La tuerca enloquecida
Decía al comienzo que los episodios de Sherlock son un poco como cocina gourmet. No es tanto el producto como la elaboración, la presentación, el emplatado. Es cierto que el género se fundamenta en ocultar información a los ojos del espectador; en ser capaces de poner el dato sustancial ante la mirada de una audiencia embelesada y que les pase por alto; en esconder entre líneas las motivaciones ocultas y las ejecuciones imposibles. No obstante, me parece que últimamente se está cayendo más en el «marear la perdiz» que en el trampantojo visual.
Tiene una producción, interpretación y postproducción de factura impecables.

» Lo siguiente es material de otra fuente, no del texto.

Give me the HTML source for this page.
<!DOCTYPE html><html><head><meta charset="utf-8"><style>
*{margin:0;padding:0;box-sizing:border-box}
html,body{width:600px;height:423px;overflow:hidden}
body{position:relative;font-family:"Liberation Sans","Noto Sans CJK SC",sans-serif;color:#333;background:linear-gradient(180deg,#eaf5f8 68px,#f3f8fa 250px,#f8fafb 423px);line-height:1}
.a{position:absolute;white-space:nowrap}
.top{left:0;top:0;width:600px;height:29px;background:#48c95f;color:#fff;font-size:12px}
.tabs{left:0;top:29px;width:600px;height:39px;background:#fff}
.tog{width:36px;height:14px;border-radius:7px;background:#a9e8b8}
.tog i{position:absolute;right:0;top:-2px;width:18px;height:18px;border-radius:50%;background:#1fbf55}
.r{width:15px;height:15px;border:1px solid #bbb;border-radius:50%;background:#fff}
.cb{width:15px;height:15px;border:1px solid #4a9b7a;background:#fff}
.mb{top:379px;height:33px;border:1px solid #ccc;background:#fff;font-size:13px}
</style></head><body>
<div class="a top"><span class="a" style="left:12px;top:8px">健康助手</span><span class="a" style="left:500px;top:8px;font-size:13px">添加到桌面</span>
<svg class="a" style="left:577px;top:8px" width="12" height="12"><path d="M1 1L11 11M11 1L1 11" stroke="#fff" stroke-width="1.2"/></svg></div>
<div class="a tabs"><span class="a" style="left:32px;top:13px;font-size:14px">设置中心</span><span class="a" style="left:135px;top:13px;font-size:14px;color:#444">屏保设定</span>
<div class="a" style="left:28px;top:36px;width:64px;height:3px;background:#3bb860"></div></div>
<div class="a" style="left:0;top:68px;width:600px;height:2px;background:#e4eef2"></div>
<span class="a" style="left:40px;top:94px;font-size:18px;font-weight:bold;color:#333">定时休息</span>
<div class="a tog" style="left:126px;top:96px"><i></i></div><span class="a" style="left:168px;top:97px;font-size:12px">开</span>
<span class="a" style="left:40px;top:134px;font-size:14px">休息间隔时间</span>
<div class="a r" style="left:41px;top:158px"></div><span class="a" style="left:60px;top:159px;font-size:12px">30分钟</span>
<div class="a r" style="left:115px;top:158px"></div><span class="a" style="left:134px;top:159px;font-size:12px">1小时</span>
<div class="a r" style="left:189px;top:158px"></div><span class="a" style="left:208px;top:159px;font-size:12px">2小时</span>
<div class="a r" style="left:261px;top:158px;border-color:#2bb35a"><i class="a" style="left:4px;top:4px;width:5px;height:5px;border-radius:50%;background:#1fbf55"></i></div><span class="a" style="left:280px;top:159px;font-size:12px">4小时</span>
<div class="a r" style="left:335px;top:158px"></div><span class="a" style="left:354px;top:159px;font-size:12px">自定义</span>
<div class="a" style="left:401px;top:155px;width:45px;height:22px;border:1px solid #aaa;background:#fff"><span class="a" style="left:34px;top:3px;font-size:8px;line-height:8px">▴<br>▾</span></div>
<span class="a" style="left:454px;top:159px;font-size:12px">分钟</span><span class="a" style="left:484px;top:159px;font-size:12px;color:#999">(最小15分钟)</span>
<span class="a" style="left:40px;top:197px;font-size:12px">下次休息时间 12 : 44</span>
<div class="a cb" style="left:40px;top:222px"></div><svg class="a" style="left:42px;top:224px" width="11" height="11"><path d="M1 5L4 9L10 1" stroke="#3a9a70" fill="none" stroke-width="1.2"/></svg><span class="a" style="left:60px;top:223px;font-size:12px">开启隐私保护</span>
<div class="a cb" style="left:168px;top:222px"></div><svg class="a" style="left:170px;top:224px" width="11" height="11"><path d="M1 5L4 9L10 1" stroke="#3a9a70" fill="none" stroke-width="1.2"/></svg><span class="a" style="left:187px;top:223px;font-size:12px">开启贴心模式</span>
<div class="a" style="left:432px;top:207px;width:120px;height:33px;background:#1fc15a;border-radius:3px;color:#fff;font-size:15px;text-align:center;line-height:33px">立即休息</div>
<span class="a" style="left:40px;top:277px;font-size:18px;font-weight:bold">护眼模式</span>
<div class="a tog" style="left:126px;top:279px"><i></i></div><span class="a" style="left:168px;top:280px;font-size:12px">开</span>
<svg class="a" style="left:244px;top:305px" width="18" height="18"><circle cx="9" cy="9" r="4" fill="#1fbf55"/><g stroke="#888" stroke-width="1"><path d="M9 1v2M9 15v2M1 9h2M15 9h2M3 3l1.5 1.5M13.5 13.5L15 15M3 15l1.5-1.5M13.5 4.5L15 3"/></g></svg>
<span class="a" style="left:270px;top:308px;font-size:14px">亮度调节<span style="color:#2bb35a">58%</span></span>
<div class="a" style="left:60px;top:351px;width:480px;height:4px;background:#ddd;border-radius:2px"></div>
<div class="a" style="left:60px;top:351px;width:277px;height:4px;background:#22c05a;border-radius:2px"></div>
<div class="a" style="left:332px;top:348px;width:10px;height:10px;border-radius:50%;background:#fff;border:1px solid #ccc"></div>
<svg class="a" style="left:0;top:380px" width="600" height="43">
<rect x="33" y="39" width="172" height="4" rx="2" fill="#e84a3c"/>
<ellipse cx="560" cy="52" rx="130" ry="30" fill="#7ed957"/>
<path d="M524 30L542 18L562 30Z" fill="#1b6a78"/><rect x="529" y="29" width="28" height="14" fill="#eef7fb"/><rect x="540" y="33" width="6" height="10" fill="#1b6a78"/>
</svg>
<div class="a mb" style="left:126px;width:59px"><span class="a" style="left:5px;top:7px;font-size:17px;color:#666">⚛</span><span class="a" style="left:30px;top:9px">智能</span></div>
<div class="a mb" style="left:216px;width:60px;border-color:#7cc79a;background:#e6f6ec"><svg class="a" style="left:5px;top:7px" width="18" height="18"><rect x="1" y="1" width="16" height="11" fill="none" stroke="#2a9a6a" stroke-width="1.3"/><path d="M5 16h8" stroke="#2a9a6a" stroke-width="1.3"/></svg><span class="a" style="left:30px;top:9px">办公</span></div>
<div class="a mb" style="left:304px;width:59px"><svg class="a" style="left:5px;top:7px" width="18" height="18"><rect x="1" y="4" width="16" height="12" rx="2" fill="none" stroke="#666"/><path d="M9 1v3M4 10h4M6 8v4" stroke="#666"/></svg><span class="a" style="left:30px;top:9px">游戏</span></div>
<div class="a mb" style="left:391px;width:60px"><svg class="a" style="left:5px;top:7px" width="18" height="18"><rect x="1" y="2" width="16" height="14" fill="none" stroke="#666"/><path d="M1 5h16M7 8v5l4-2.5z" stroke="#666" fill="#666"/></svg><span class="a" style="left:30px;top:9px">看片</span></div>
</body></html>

Sherlock tiene una producción, interpretación y postproducción de factura impecables. Da envidia ver cómo una serie pública británica se atreve a plantear artificios formales arriesgados, así como a llevar al extremo las convenciones del lenguaje visual en pos de una narración a su vez compleja. Su relato embelesa, cautiva y sorprende, y lo hace a sabiendas y con maestría.

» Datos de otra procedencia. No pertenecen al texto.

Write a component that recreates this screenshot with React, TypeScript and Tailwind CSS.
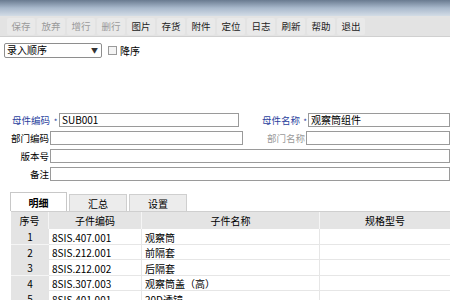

Mi única queja en este sentido es que se emplee la confusión generada por un montaje pirotécnico para esconder trampas de trama, o para lograr hacer que el espectador comulgue con extremos harto ilógicos. La suspensión de la incredulidad es una fina aliada que puede pasar del amor al odio en cuestión de frames.

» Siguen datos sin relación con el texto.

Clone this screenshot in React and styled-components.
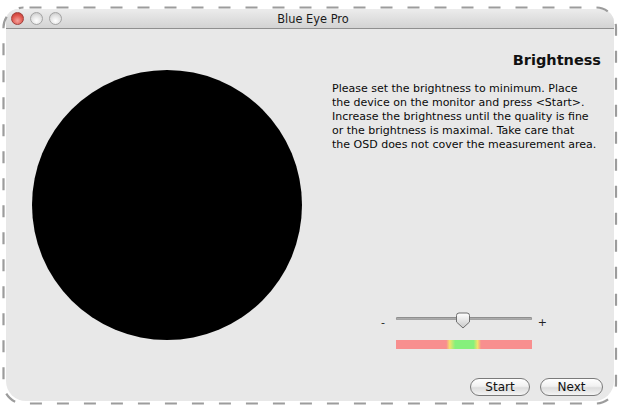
import React from "react";
import styled, { createGlobalStyle } from "styled-components";

const Global = createGlobalStyle`
  html, body { margin: 0; padding: 0; background: #ffffff; }
  body { font-family: "DejaVu Sans", "Liberation Sans", sans-serif; }
`;

const Frame = styled.div`
  position: relative;
  width: 618px;
  height: 406px;
  box-sizing: border-box;
  padding: 9px 4px 5px 6px;
  overflow: hidden;
`;

const Window = styled.div`
  height: 100%;
  display: flex;
  flex-direction: column;
  background: #e8e8e8;
  border-radius: 12px 14px 20px 20px;
  overflow: hidden;
`;

const TitleBar = styled.div`
  position: relative;
  height: 19px;
  flex: none;
  display: flex;
  align-items: center;
  justify-content: center;
  background: linear-gradient(#ececec, #d3d3d3);
  border-bottom: 1px solid #8f8f8f;
`;

const Lights = styled.div`
  position: absolute;
  left: 5px;
  top: 3px;
  display: flex;
  gap: 6px;
`;

const Light = styled.span`
  width: 13px;
  height: 13px;
  border-radius: 50%;
  box-sizing: border-box;
  border: 1px solid ${(p) => (p.$red ? "#a0403c" : "#a3a3a3")};
  background: ${(p) =>
    p.$red
      ? "radial-gradient(circle at 50% 70%, #f4a29c 0%, #e0584f 55%, #b8312b 100%)"
      : "radial-gradient(circle at 50% 70%, #ffffff 0%, #e2e2e2 55%, #bdbdbd 100%)"};
`;

const Title = styled.div`
  font-size: 11.4px;
  color: #1a1a1a;
  margin-left: 6px;
  margin-top: 1px;
`;

const Body = styled.div`
  flex: 1;
  display: flex;
  padding: 0 11px 0 26px;
  gap: 30px;
`;

const Circle = styled.div`
  width: 270px;
  height: 270px;
  margin-top: 41px;
  border-radius: 50%;
  background: #000;
  flex: none;
`;

const Panel = styled.div`
  flex: 1;
  display: flex;
  flex-direction: column;
  padding-bottom: 5px;
`;

const Heading = styled.h1`
  margin: 22px 2px 0 0;
  font-size: 14.5px;
  line-height: 18px;
  font-weight: bold;
  text-align: right;
  color: #111;
`;

const Text = styled.p`
  margin: 13px 0 0 0;
  font-size: 11px;
  line-height: 14px;
  color: #0a0a0a;
  white-space: nowrap;
`;

const Controls = styled.div`
  margin-top: auto;
  display: flex;
  flex-direction: column;
  align-items: flex-start;
`;

const SliderRow = styled.div`
  display: flex;
  align-items: center;
  height: 22px;
  margin-left: 49px;
`;

const Sign = styled.span`
  font-size: 11px;
  color: #222;
  width: 15px;
  text-align: ${(p) => p.$align};
  padding-top: 8px;
`;

const Track = styled.div`
  position: relative;
  width: 136px;
  height: 3px;
  border-radius: 2px;
  background: linear-gradient(#8d8d8d, #c8c8c8);
  box-shadow: inset 0 0 0 0.5px #888;
`;

const Thumb = styled.svg`
  position: absolute;
  left: 59px;
  top: -5px;
`;

const Meter = styled.div`
  margin: 11px 0 0 64px;
  width: 136px;
  height: 9px;
  background: linear-gradient(
    to right,
    #f88f8f 0%,
    #f88f8f 37%,
    #f2e36c 39.5%,
    #86f07c 43.5%,
    #86f07c 57%,
    #f2e36c 60%,
    #f88f8f 62.5%,
    #f88f8f 100%
  );
`;

const ButtonRow = styled.div`
  align-self: stretch;
  display: flex;
  justify-content: flex-end;
  gap: 10px;
  margin-top: 29px;
`;

const Button = styled.button`
  width: ${(p) => p.$w}px;
  height: 18px;
  padding: 0;
  border-radius: 9px;
  border: 1px solid #7a7a7a;
  background: linear-gradient(#ffffff 0%, #f1f1f1 45%, #dcdcdc 55%, #f4f4f4 100%);
  font-family: "DejaVu Sans", "Liberation Sans", sans-serif;
  font-size: 12px;
  color: #111;
  line-height: 16px;
`;

const Dashes = styled.svg`
  position: absolute;
  left: 0;
  top: 0;
  pointer-events: none;
`;

export default function App() {
  return (
    <Frame>
      <Global />
      <Window>
        <TitleBar>
          <Lights>
            <Light $red />
            <Light />
            <Light />
          </Lights>
          <Title>Blue Eye Pro</Title>
        </TitleBar>
        <Body>
          <Circle />
          <Panel>
            <Heading>Brightness</Heading>
            <Text>
              Please set the brightness to minimum. Place
              <br />
              the device on the monitor and press &lt;Start&gt;.
              <br />
              Increase the brightness until the quality is fine
              <br />
              or the brightness is maximal. Take care that
              <br />
              the OSD does not cover the measurement area.
            </Text>
            <Controls>
              <SliderRow>
                <Sign $align="left">-</Sign>
                <Track>
                  <Thumb width="16" height="17" viewBox="0 0 16 17">
                    <defs>
                      <linearGradient id="tg" x1="0" y1="0" x2="0" y2="1">
                        <stop offset="0" stopColor="#ffffff" />
                        <stop offset="1" stopColor="#c9c9c9" />
                      </linearGradient>
                    </defs>
                    <path
                      d="M1.5 3.5 Q1.5 1 4 1 H12 Q14.5 1 14.5 3.5 V10 L8 16 L1.5 10 Z"
                      fill="url(#tg)"
                      stroke="#6f6f6f"
                      strokeWidth="1"
                    />
                  </Thumb>
                </Track>
                <Sign $align="right">+</Sign>
              </SliderRow>
              <Meter />
              <ButtonRow>
                <Button $w={60}>Start</Button>
                <Button $w={63}>Next</Button>
              </ButtonRow>
            </Controls>
          </Panel>
        </Body>
      </Window>
      <Dashes width="618" height="406" viewBox="0 0 618 406">
        <rect
          x="3.5"
          y="7.5"
          width="612.5"
          height="396"
          rx="20"
          fill="none"
          stroke="#9c9c9c"
          strokeWidth="2.2"
          strokeDasharray="12 15"
          strokeDashoffset="-6"
        />
      </Dashes>
    </Frame>
  );
}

Me da la impresión, tras ver la última y más que esperada temporada, que Sherlock ha llevado una deriva hacia la irracionalidad que ha terminado culminando en una propuesta cada vez más histriónica, cada vez más rebuscada y cada vez más alejada del Baker Street original. No obstante, en caso de haber una quinta temporada —parece que la mala relación entre los protagonistas la está poniendo en duda— probablemente sigamos cayendo en el vicio de dejarnos llevar por la montaña rusa que quiera inventarse Moffat. No podemos evitarlo. Al fin y al cabo Sherlock es nuestro niño mimado.